--- Exercise aim ---
Copy each line where the word "Give" occurs.

(Rows from a dataset)
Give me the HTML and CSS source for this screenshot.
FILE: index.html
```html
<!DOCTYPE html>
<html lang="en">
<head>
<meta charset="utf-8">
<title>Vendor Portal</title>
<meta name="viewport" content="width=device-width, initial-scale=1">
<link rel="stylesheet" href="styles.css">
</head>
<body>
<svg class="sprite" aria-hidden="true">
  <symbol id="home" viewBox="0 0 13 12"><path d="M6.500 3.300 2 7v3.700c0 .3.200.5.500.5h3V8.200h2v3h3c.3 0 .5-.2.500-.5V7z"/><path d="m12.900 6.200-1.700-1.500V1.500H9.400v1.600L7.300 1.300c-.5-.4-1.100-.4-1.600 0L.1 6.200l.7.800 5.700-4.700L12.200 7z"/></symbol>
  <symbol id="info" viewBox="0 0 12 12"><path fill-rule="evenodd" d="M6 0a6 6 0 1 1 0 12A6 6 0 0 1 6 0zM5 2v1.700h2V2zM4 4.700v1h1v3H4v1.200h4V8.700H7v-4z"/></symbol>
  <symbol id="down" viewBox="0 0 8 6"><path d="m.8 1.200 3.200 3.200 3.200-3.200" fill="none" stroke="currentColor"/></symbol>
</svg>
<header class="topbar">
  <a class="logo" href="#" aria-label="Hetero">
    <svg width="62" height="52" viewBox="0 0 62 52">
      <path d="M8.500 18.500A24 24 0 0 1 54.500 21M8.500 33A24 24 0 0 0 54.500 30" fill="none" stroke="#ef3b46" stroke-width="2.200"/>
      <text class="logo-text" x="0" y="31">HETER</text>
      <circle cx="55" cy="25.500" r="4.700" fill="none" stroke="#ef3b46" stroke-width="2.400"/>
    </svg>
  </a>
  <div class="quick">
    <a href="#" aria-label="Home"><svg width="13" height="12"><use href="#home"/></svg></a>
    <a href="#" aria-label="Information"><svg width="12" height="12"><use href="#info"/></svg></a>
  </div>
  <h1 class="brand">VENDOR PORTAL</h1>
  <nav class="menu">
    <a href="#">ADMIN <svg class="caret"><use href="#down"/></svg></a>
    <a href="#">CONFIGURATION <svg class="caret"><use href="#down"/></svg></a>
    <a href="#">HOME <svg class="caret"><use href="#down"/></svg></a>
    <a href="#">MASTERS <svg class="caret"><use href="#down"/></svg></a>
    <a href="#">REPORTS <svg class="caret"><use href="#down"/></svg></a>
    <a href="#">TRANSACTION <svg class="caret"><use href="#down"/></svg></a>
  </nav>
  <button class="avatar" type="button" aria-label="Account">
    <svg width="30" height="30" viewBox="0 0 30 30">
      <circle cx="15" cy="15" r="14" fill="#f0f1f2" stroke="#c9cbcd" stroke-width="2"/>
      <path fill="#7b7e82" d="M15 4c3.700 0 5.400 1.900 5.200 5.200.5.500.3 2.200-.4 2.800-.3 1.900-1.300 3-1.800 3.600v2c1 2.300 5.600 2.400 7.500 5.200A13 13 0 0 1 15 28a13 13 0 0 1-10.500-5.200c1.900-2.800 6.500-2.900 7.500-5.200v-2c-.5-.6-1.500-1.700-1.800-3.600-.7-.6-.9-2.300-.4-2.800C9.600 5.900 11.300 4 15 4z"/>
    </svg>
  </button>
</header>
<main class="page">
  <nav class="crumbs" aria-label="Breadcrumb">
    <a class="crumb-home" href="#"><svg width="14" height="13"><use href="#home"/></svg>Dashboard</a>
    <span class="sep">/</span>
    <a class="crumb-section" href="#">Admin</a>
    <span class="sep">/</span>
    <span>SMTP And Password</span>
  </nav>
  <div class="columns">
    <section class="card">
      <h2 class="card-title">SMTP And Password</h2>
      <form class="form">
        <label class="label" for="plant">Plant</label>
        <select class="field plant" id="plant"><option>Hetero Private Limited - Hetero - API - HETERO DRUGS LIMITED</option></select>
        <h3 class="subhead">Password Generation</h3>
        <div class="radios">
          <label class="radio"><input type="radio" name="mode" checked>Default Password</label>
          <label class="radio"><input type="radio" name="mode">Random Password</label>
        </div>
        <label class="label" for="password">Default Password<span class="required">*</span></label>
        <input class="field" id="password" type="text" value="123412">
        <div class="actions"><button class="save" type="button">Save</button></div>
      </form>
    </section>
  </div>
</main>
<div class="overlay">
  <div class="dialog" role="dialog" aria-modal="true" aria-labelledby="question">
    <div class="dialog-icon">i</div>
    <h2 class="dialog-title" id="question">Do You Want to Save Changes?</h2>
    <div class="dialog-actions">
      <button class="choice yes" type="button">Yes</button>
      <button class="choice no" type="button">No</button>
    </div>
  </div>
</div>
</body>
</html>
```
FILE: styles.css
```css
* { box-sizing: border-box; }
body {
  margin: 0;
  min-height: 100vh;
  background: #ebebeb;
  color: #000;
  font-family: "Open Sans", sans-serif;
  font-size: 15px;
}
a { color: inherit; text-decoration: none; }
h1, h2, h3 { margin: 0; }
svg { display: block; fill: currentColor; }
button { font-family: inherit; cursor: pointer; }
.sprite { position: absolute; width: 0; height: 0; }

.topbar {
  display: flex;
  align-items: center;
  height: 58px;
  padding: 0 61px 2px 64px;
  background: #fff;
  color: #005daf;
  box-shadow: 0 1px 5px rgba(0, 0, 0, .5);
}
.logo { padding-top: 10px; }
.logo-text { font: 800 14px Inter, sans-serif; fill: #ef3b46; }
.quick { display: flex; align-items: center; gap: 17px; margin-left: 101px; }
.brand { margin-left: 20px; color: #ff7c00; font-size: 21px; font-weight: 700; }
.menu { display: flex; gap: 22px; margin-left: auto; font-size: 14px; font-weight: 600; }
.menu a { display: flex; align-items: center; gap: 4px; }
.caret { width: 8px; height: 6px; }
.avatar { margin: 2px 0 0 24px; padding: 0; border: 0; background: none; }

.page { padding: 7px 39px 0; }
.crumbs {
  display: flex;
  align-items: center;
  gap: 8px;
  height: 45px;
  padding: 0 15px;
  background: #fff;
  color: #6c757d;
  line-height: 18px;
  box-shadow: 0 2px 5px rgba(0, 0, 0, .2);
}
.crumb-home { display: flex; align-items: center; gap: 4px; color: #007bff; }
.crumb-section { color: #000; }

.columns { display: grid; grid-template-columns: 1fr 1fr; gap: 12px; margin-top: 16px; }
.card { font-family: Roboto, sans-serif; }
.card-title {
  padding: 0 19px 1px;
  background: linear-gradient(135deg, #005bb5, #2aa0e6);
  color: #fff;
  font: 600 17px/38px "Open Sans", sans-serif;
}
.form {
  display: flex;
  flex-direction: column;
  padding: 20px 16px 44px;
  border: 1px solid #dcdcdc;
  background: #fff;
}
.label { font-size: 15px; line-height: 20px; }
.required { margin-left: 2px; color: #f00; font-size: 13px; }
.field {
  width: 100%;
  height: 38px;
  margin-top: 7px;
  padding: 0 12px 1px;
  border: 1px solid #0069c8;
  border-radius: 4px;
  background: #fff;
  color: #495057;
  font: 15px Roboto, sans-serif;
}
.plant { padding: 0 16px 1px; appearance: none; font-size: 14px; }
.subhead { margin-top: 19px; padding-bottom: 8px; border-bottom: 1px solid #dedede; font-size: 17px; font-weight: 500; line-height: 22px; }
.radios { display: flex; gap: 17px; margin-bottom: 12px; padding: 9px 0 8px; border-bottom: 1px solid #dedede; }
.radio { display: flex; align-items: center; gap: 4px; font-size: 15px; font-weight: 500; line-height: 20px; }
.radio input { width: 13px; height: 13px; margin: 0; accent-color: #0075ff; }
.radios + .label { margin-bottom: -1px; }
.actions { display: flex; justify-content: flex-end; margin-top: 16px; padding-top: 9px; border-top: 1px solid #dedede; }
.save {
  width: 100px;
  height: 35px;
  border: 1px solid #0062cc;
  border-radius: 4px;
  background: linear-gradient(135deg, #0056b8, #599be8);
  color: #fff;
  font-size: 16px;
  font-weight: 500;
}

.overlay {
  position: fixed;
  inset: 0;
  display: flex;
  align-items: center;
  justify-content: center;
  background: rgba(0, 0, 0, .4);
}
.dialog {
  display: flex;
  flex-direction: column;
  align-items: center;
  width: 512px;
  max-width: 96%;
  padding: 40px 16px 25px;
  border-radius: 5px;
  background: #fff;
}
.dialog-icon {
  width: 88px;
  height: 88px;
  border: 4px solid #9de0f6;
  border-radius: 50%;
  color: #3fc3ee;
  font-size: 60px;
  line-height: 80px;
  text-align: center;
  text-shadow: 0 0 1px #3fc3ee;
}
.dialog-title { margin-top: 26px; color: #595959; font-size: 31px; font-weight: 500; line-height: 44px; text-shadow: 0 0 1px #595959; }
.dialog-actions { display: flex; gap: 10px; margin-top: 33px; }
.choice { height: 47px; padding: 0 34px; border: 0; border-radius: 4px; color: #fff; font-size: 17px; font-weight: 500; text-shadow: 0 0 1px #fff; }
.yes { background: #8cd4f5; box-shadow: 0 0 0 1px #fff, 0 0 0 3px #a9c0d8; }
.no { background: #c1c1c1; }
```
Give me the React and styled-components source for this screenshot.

--- Correct output ---
Give me the HTML and CSS source for this screenshot.
Give me the React and styled-components source for this screenshot.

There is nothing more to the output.